車いすテニス・上地結衣が銀メダルに涙。心の支えになった親友と前日に送られてきたエール (3ページ目)

  • 荒木美晴●取材・文 text by Araki Miharu
  • 植原義晴●写真 photo by Uehara Yoshiharu

 車いすテニスがパラリンピックに採用された1988年ソウル大会(この時は公開競技)から、女子シングルスはオランダ勢が席巻し、「9連覇」。そのうち4つの大会で金・銀・銅と表彰台を独占している。しかし、前回のリオ大会では上地が3位に食い込み、そして東京大会ではイギリスと日本の国旗が掲揚された。

「打倒オランダ」は他国選手の重要課題でもあり、「どうやったら勝てるのか、といろんな選手と話すんです。個人競技でライバルだけど目標は同じで、とくにワイリー選手や南アフリカのモンジャニ選手とは『絶対にいつか決勝戦は自分たちで戦おうね』と話しています」と上地。今回もトップの牙城は崩せなかったが、切磋琢磨することでより成熟した世界に進化していくことだろう。

 上地は高校3年で出場したロンドン大会がパラリンピック初出場。単複ともベスト8の成績をおさめた。この大会後にテニスをやめるつもりだったが、パラリンピックで国を代表して戦う選手たちの姿に感動を覚え、継続を決意。退路を断ち、プロの車いすテニスプレーヤーの道を選んだ。2014年にはグランドスラムの全仏オープンで初優勝。この年、初めて世界ランキング1位にのぼりつめた。リオ大会では旗手を務め、銅メダル。そして東京大会では、開会式で聖火台の最終点火者をつとめるなど、パラスポーツ界の顔に成長した。

 今大会は無観客開催で、多くの人がテレビ放送やオンライン配信で結果を見守っていたが、上地は勝つこと以外にもこんな思いを持って戦っている。

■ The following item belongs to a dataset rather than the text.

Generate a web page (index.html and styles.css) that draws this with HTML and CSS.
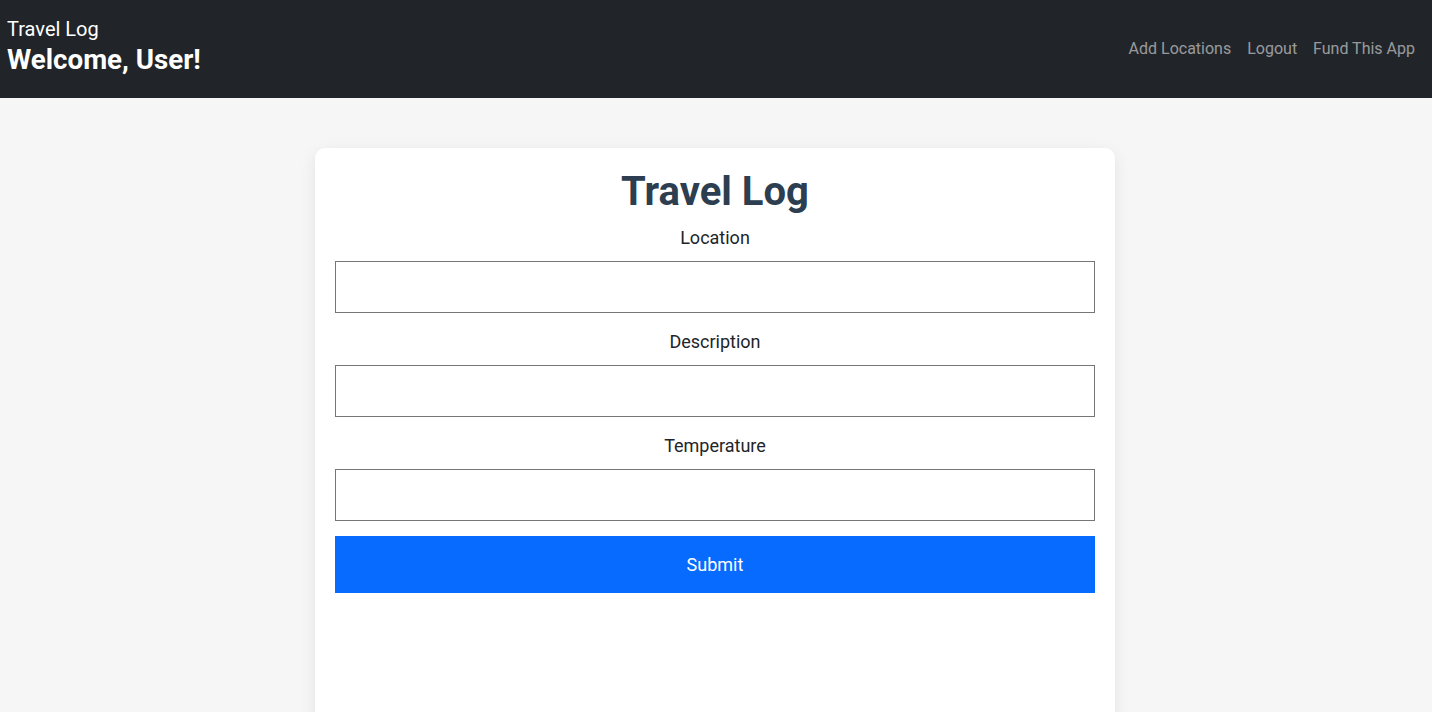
FILE: index.html
```html
<!DOCTYPE html>
<html lang="en">
<head>
<meta charset="utf-8">
<title>Travel Log</title>
<link rel="stylesheet" href="styles.css">
</head>
<body>
<header class="navbar">
  <div class="brand">
    <div class="brand-name">Travel Log</div>
    <h3 class="welcome">Welcome, User!</h3>
  </div>
  <nav class="nav-links">
    <a href="#" class="nav-link">Add Locations</a>
    <a href="#" class="nav-link">Logout</a>
    <a href="#" class="nav-link">Fund This App</a>
  </nav>
</header>
<main class="page">
  <section class="card">
    <h1 class="card-title">Travel Log</h1>
    <form class="log-form">
      <label class="field-label" for="loc">Location</label>
      <input class="field-input" id="loc" type="text">
      <label class="field-label" for="desc">Description</label>
      <input class="field-input" id="desc" type="text">
      <label class="field-label" for="temp">Temperature</label>
      <input class="field-input" id="temp" type="text">
      <button class="submit-btn" type="button">Submit</button>
    </form>
  </section>
</main>
</body>
</html>
```
FILE: styles.css
```css
* { box-sizing: border-box; }
html, body { margin: 0; padding: 0; }
body {
  font-family: Roboto, "Liberation Sans", sans-serif;
  background: #f6f6f6;
  color: #212529;
  height: 712px;
  overflow: hidden;
}
.navbar {
  background: #212529;
  height: 98px;
  display: flex;
  align-items: center;
  justify-content: space-between;
  padding: 0 17px 0 7px;
}
.brand { display: flex; flex-direction: column; color: #fff; margin-top: -4px; }
.brand-name { font-size: 20px; line-height: 24px; }
.welcome { margin: 2px 0 0; font-size: 27.7px; line-height: 34px; font-weight: 700; }
.nav-links { display: flex; gap: 16px; }
.nav-link { color: rgba(255,255,255,0.55); text-decoration: none; font-size: 16px; line-height: 24px; }
.page { display: flex; justify-content: center; padding: 50px 2px 0 0; height: 614px; overflow: hidden; }
.card {
  flex: none;
  width: 800px;
  height: 600px;
  background: #fff;
  border-radius: 10px;
  box-shadow: 0 4px 16px rgba(0,0,0,0.08);
  padding: 20px 20px;
}
.card-title {
  margin: 0;
  text-align: center;
  font-size: 40px;
  line-height: 48px;
  font-weight: 700;
  color: #2c3e50;
}
.log-form { display: flex; flex-direction: column; }
.field-label {
  text-align: center;
  font-size: 18px;
  line-height: 24px;
  margin-top: 17px;
  margin-bottom: 11px;
}
.field-label:first-child { margin-top: 10px; }
.field-input {
  height: 52px;
  border: 1px solid #767676;
  border-radius: 0;
  font-size: 16px;
  padding: 0 10px;
  background: #fff;
}
.submit-btn {
  margin-top: 15px;
  height: 57px;
  border: none;
  background: #076bff;
  color: #fff;
  font-family: inherit;
  font-size: 18px;
}
```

「面白いな、次も観たいなと思ってもらえる試合をしたいという気持ちはいつも持っています。結果を残し続けることが、パラスポーツに興味を持ってもらえるきっかけになると思っています」

 今大会の上地の戦いぶりは、映像をとおしても多くの人の心に残るものになっただろう。

 競技最終日の4日には、大谷桃子(かんぽ生命保険)と組んだダブルスでも銅メダルを獲得。東京で経験したすべてを、3年後のパリ大会につないでいく。